Guest article

Sustainability in troubling times

By Gill Hyslop contact

- Last updated on GMT

The rewards of operating a sustainable business far outweigh the costs. Pic: Beneo/Pressebild
The rewards of operating a sustainable business far outweigh the costs. Pic: Beneo/Pressebild

Related tags: Beneo, Sustainability, coronavirus, Supply chain

Following the global panic buying that surrounded Covid-19, a range of issues – like supply chain robustness, raw material production and consistency – have been brought into sharp focus, says Christoph Boettger, member of the executive board at BENEO.
Christoph Boettger
Christoph Boettger

Hoping for the best, but planning for the worst should be part of every company’s business strategy.

Although none of us could have imagined a global pandemic and the ensuing personal and business challenges that it would bring, there is a lot that companies can do to build sustainability into their production processes, as well as into the products they manufacture.

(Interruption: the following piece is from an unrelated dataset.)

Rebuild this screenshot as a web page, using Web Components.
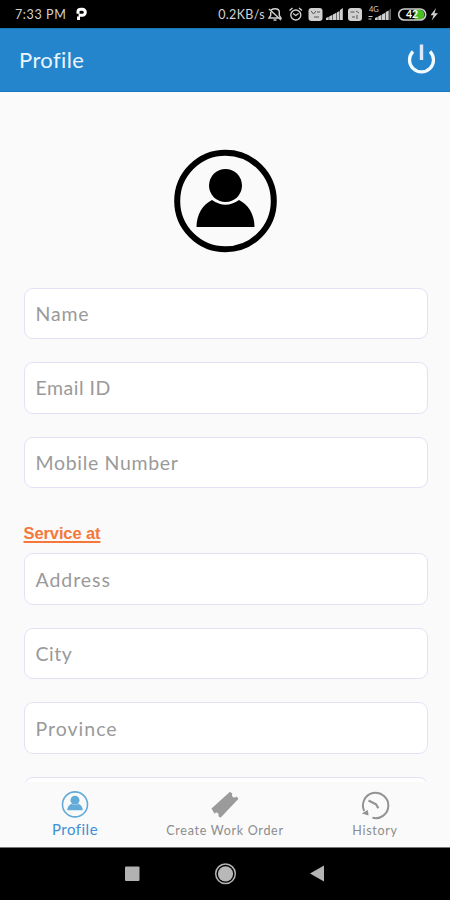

Developing robustness in the supply chain

As a global provider of functional ingredients, we at BENEO have been very aware of the potential vulnerabilities that can occur due to issues such as reduced harvests. Although, as with any fresh, raw ingredient, it is difficult to create significant stockpiles, we do however have ‘safety stock’ levels in each of our production plants. This allows us to ensure that supply to food and beverage producers remains uninterrupted in the short-term, even if there are disruptions to the harvest or distribution chain.

To bring even more robustness to our ingredient production process, the decision was taken years ago to grow our base ingredients across equators where possible.

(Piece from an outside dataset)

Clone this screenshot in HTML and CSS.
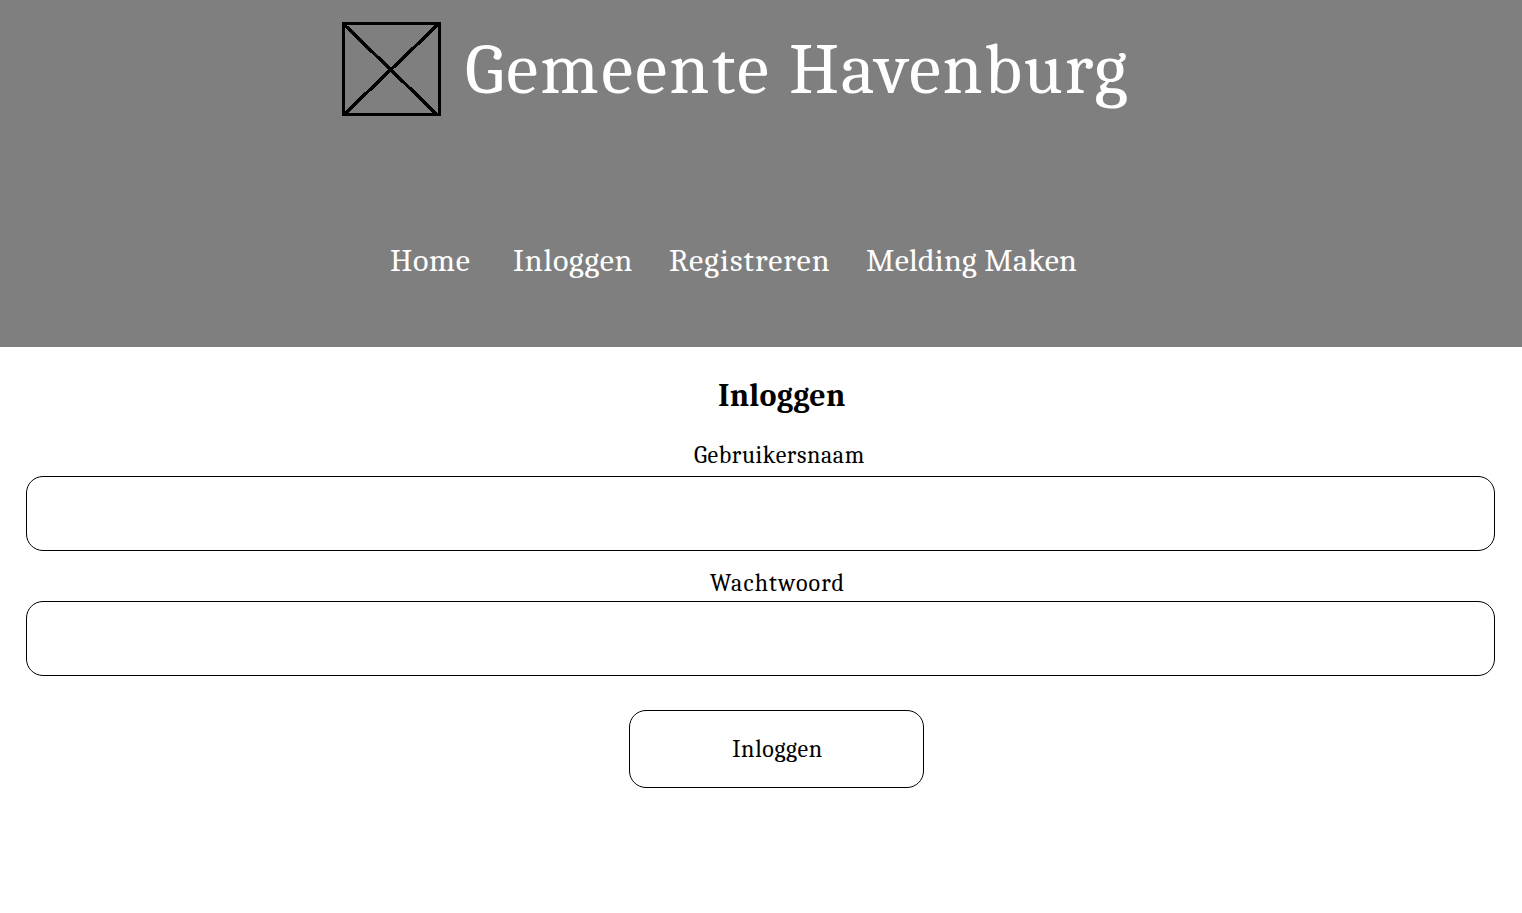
FILE: index.html
```html
<!DOCTYPE html>
<html lang="nl">
<head>
<meta charset="utf-8">
<title>Gemeente Havenburg - Inloggen</title>
<link rel="stylesheet" href="styles.css">
</head>
<body>
<header class="site-header">
  <div class="brand">
    <svg class="logo" width="99" height="94" viewBox="0 0 99 94" fill="none" stroke="#000" stroke-width="3" shape-rendering="crispEdges">
      <path d="M0 1.5H99M1.5 1V94M97.5 1V94M1 92.5H99"/>
      <path stroke-width="3.4" d="M1.5 2L95.5 93M96.5 2L2 92.5"/>
    </svg>
    <h1 class="site-title"><span class="title-type">Gemeente</span> <span class="title-name">Havenburg</span></h1>
  </div>
  <nav class="menu">
    <a class="link home">Home</a>
    <a class="link login">Inloggen</a>
    <a class="link register">Registreren</a>
    <a class="link report">Melding Maken</a>
  </nav>
</header>
<main>
  <form class="form">
    <h2 class="form-title">Inloggen</h2>
    <label class="label username" for="user">Gebruikersnaam</label>
    <input class="field" id="user" type="text">
    <label class="label password" for="pass">Wachtwoord</label>
    <input class="field" id="pass" type="password">
    <button class="submit" type="button">Inloggen</button>
  </form>
</main>
</body>
</html>
```
FILE: styles.css
```css
* { box-sizing: border-box; }
body {
  margin: 0;
  background: #fff;
  color: #000;
  font-family: Cambria, Caladea, "Liberation Serif", serif;
}
.site-header {
  height: 347px;
  padding-top: 22px;
  background: #7f7f7f;
  color: #fff;
}
.brand {
  display: flex;
  align-items: center;
  height: 94px;
  margin-left: 342px;
  gap: 24px;
}
.logo { flex: none; }
.site-title {
  margin: 0;
  padding-top: 2px;
  font-size: 72px;
  line-height: 94px;
  font-weight: 400;
  letter-spacing: 1.95px;
  white-space: nowrap;
}
.title-type { letter-spacing: 2.35px; }
.title-name { letter-spacing: 1.75px; }
.menu {
  display: flex;
  margin: 125px 0 0 390px;
}
.link {
  font-size: 32px;
  line-height: 40px;
  white-space: nowrap;
}
.home { width: 123px; letter-spacing: .7px; }
.login { width: 156px; letter-spacing: .8px; }
.register { width: 197px; letter-spacing: 1.05px; }
.report { letter-spacing: .25px; }
.form {
  display: flex;
  flex-direction: column;
  padding: 29px 27px 0 26px;
}
.form-title {
  margin: 0 0 0 692px;
  font-size: 32px;
  line-height: 40px;
  letter-spacing: .25px;
}
.label {
  font-size: 24px;
  line-height: 30px;
}
.username { margin: 24px 0 6px 668px; letter-spacing: .6px; }
.password { margin: 17px 0 3px 684px; letter-spacing: 1.1px; }
.field {
  width: 100%;
  height: 75px;
  padding: 0 20px;
  border: 1px solid #000;
  border-radius: 17px;
  background: #fff;
  font: inherit;
  font-size: 24px;
}
.submit {
  width: 295px;
  height: 78px;
  margin: 34px 0 0 603px;
  padding: 0 0 0 2px;
  border: 1px solid #000;
  border-radius: 17px;
  background: #fff;
  color: #000;
  font: inherit;
  font-size: 24px;
  letter-spacing: .65px;
}
```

This mitigates the damage of climate variations, maximising the benefits of each country’s specific growing conditions, as well as reducing transportation distances to ‘local’ markets. For example, our Orafti Inulin and Oligofructose ingredients, which are derived from chicory root, are grown in both Belgium and Chile.

Although none of us could have foreseen the disruption of a pandemic, by thinking outside the box when it comes to ingredients sourcing and storing, it is possible to build more sustainability into the production process.

Sustainable and secure production 

In order to ensure the smooth transportation of crops to our factories, we aim to keep the distance between our factories and fields as small as possible and use alternative means of transport wherever we can. For instance, we now make 2,500 fewer truck journeys per year than we used to, while still carrying the same volume of ingredients and raw materials, due to our increased use of barges.

Another way we have sought to build robustness into our supply chain is by making a strong commitment to building long-term relationships with suppliers, customers and employees.

In Chile, our harvest season began at virtually the same time as the country went into lockdown as a result of the pandemic. To secure raw material supply and production, our farmers and their workers have extended harvesting times to get the crop in and we have worked with them to increase transport provisions, enabling social distancing to be maintained. As a result, we have been faced with minimum interruption to our operations during this difficult pandemic season.

Investing in supplier and employee relationships isn’t a ‘quick fix’ but one that reaps significant rewards, especially in challenging times.

Planning for the future

The pandemic has reminded us that we can’t control everything. However, we can and should – as food and beverage producers – be playing our part in investing in the future. For BENEO, this means implementing a range of corresponding initiatives.

We have spent the last 30 years focusing on bringing energy efficient processes to our production sites. As a result, we have been able to reduce specific energy consumption by 50% over that time. Examples are the installation of a biomass boiler in our factory in Chile, having a high level of cyclical water usage across all the production plants and focusing on increasing our use of renewable energy.

As a business based on agricultural crops, we also invest heavily in the soil that are farmers use. BENEO’s Agronomy department works closely with the contract farmers to manage the long-term health of their soil and to prevent over-fertilisation or soil exploitation and soil erosion.

These measures, and many more, are not designed to give us quick returns. They have all been put in place to ensure that the company isn’t just robust for today’s challenges, but is equipped to face the ones to come as well.

Having a robust and flexible production process isn’t necessarily quick to achieve, but the rewards of operating a sustainable business far outweigh the costs. Although building more robustness into production processes takes commitment and time, in these increasingly turbulent operating conditions, it has been shown that sustainability has become a necessity.

BENEO is a division of the Südzucker Group that employs more than 1,000 people in production units in Belgium, Chile, Germany and Italy. Its functional ingredients are derived from chicory roots, beet sugar, rice and wheat, to help improve a product nutritional benefits, like ‘less fat’, ‘less sugar’, ‘less calories’, ‘added fibre’ and ‘gluten-free’.